== Exercise requirements ==
Report every line from the material that contains the word "TypeScript".

== Input material ==
====

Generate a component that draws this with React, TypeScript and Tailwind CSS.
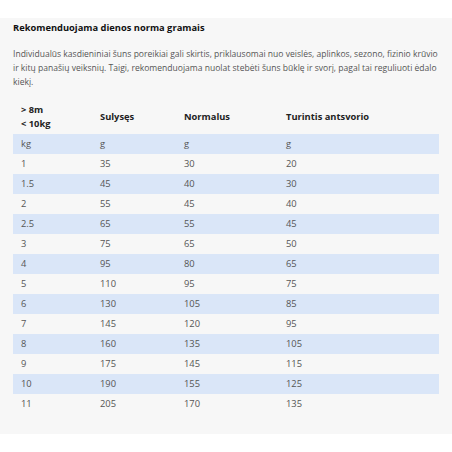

====

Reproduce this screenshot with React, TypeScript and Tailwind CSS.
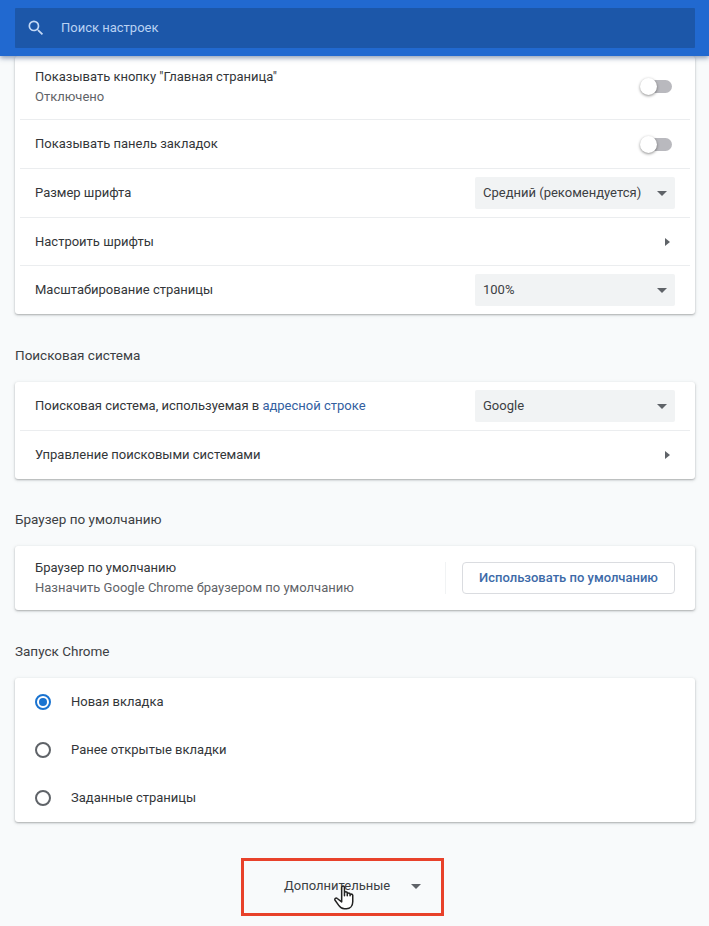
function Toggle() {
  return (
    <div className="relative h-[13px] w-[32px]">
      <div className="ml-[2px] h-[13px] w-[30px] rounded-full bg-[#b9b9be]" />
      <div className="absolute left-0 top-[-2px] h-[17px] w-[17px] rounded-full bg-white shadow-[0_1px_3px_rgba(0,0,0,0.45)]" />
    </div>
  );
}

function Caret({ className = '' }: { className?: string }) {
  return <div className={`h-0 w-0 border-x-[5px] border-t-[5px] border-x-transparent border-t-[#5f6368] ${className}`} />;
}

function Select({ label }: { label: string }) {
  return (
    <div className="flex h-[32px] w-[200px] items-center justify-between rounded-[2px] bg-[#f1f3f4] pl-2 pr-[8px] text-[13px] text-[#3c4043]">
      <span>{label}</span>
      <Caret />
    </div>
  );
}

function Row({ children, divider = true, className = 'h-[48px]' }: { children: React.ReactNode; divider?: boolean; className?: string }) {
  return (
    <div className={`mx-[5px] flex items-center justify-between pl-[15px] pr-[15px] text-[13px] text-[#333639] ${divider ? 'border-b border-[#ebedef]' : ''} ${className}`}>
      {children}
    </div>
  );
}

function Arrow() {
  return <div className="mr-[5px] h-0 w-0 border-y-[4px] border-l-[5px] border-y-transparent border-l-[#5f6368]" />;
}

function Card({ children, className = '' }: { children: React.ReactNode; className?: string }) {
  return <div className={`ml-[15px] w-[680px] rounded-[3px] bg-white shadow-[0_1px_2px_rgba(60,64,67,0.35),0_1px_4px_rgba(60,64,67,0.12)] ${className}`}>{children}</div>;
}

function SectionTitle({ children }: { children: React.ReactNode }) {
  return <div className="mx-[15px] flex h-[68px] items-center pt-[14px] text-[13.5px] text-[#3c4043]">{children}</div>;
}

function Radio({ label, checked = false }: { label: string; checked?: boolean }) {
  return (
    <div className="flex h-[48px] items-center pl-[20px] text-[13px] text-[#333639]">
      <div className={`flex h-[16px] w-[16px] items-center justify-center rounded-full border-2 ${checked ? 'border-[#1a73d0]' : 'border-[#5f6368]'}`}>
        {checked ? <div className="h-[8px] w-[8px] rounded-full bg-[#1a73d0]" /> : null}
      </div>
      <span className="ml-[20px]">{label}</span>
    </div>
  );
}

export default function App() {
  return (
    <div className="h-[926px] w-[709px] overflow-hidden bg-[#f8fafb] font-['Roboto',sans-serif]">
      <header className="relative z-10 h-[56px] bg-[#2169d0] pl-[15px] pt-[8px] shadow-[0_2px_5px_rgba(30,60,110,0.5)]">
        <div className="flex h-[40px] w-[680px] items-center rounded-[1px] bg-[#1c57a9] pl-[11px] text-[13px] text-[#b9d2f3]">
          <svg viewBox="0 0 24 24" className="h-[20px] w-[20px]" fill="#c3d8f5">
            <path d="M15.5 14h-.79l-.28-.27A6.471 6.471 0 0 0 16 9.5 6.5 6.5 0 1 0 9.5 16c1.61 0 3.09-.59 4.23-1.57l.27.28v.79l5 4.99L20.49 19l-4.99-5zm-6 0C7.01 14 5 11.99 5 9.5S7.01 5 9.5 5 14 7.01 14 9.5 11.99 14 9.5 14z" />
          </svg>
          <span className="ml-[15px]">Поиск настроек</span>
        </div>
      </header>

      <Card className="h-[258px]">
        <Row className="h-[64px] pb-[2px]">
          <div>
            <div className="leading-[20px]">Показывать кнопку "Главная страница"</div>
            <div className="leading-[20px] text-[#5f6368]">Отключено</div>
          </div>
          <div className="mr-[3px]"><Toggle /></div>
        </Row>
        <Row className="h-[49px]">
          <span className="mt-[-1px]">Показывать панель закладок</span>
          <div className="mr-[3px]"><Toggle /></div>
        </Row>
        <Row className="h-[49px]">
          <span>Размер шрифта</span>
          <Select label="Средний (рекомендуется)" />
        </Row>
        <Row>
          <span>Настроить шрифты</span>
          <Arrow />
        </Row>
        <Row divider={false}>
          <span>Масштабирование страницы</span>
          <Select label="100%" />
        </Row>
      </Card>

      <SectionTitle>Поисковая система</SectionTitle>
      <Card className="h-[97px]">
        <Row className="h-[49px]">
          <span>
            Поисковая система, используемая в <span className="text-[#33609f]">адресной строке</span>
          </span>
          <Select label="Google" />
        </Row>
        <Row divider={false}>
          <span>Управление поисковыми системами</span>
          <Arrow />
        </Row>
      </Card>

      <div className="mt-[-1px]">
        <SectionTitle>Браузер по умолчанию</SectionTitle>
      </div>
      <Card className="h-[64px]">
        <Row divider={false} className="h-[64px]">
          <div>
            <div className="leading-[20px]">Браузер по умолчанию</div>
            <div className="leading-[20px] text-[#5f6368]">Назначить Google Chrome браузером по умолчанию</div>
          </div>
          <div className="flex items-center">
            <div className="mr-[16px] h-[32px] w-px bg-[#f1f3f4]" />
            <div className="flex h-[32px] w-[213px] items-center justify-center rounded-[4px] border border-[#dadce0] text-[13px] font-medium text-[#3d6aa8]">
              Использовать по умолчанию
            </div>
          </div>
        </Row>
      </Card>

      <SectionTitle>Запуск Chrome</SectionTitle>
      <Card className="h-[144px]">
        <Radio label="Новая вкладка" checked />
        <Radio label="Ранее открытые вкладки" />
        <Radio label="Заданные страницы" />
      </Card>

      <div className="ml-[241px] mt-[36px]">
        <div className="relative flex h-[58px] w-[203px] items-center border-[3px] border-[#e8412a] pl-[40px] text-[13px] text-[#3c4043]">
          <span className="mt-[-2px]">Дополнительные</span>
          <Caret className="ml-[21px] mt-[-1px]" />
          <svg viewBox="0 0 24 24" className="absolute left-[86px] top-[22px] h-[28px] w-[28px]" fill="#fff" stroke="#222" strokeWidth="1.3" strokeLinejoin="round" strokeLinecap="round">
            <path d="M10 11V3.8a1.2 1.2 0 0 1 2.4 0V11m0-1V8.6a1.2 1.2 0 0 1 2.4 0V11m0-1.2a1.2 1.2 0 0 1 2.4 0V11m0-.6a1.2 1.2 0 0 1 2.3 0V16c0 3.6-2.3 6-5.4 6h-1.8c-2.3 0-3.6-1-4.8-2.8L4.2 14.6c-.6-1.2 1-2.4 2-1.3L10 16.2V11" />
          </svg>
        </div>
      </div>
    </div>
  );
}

====

== Result of this exercise ==
Generate a component that draws this with React, TypeScript and Tailwind CSS.
Reproduce this screenshot with React, TypeScript and Tailwind CSS.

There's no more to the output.